Schreiben zwei Menschen denselben Text mit denselben Stiften, so haben sie doch eine unterschiedliche Handschrift. Dies ist sozusagen besagter Satz in Banalform. Und das ist ganz eindeutig keine These, sondern eine Tatsache, die auch gerichtsnotorisch ist und an der niemand bei Verstand herumdrehen wird.

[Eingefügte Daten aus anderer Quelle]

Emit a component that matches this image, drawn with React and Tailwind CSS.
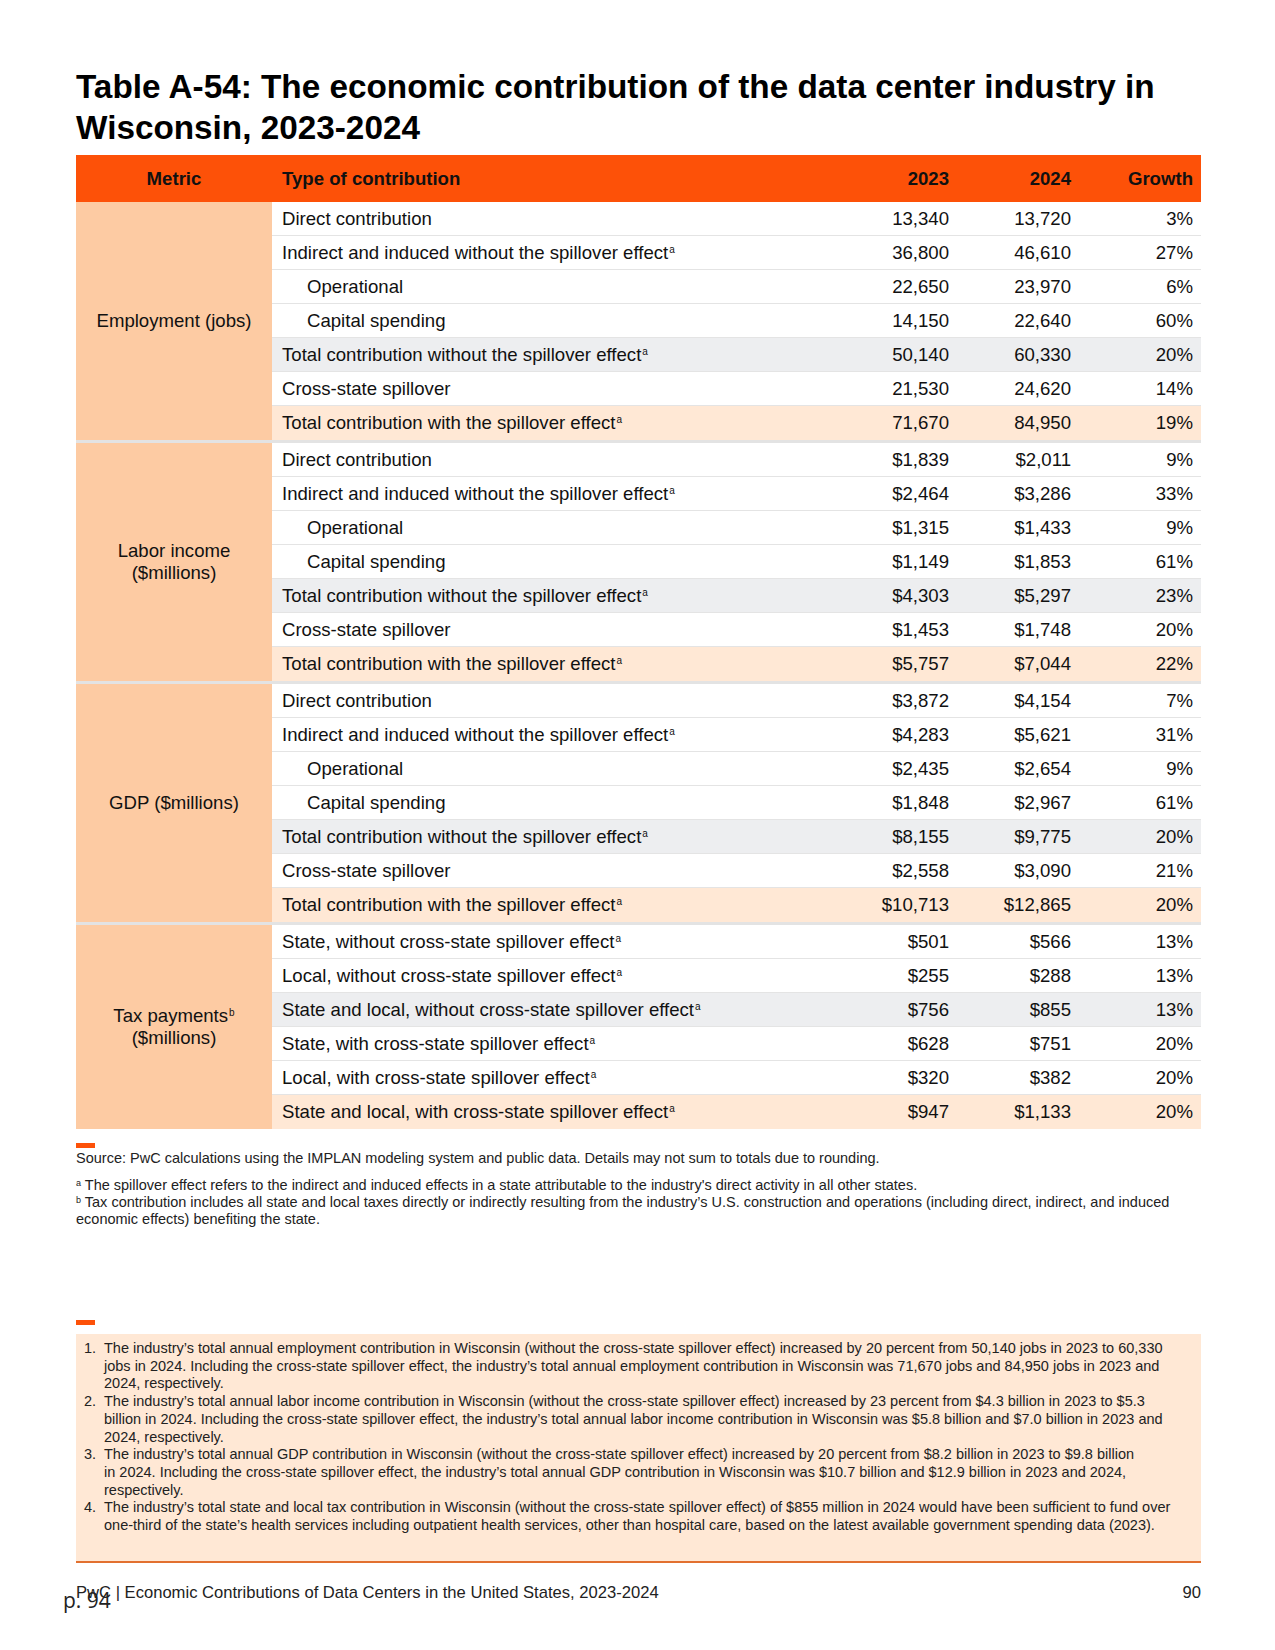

Aber damit ist das Problem natürlich nicht erschöpft. Ein englischer Malereitheoretiker des frühen 18. Jhs., mit dem ich mich zur Zeit herumschlage, hatte nämlich offenbar ähnliche Sorgen. Damals begann es zu dämmern, dass nicht alle Maler (=Gitarristen) wie Raffael oder Michelangelo (=Clapton oder Hendrix) malen (=klingen) konnten und auch sollten. Sondern dass es noch Leute wie Veronese (=Santana), Caravaggio (=Keith Richards) und viele andere mehr gab, die auch ihren eigenen Reiz hatten. Und für den Theoretiker stellte sich ein verwickeltes Problem; hieß es vorher nur: Giulio Romano (=Mark Knöpfel) = 7/8 so gut wie Raffael, so fragte man sich jetzt: Warum malen sie alle verschieden? Warum sind sie gut? Wie kann ich sie auseinanderhalten? Und warum ist es wichtig, sie aueinanderzuhalten?
Die erste Frage konnte er als guter Christ bündig beantworten: Weil sie nicht Gott (=Clapton, scnr) sind. Denn nur der ist perfekt, die Menschen sind fehlbar und leben unter unterschiedlich beschränkten, Umständen. Die zweite Frage fiel auch nicht schwer: Weil sies gelernt haben. Die dritte Frage machte mehr Kopfzerbrechen. Denn um es zu lernen, kopierten sie andere, im Normalfall diejenigen, in deren Werkstatt sie lernten. Deswegen ist junger Van Dyck von altem Rubens (=alter Gary Moore von ganz altem Albert King) so schwer auseinanderzuhalten. Und manche wie Daniele da Volterra (=Robin Trouwer) unterschieden sich nie so richtig von ihrem Vorbild. Und gefielen auch nie so richtig. Die vierte Frage fand eine verblüffende Antwort: Weil sie nur in ihrem eigenen Stil, den sie im Lauf der langen Auseinandersetzung mit anderen Malern herausgebildet hatten, sie selbst und damit richtig gut sein konnten. Kein Maler (=Gitarrist) kann in einem fremden Stil besser sein als der, dessen Stil er nachmacht. Das war die Entdeckung der Individualität in der europäischen Kunstgeschichte. Keineswegs selbstverständlich, aber folgenreich.
Seltene Gelegenheit, dass ich mal aus meinem Beruf was zur AS-Diskussion beisteuern konnte.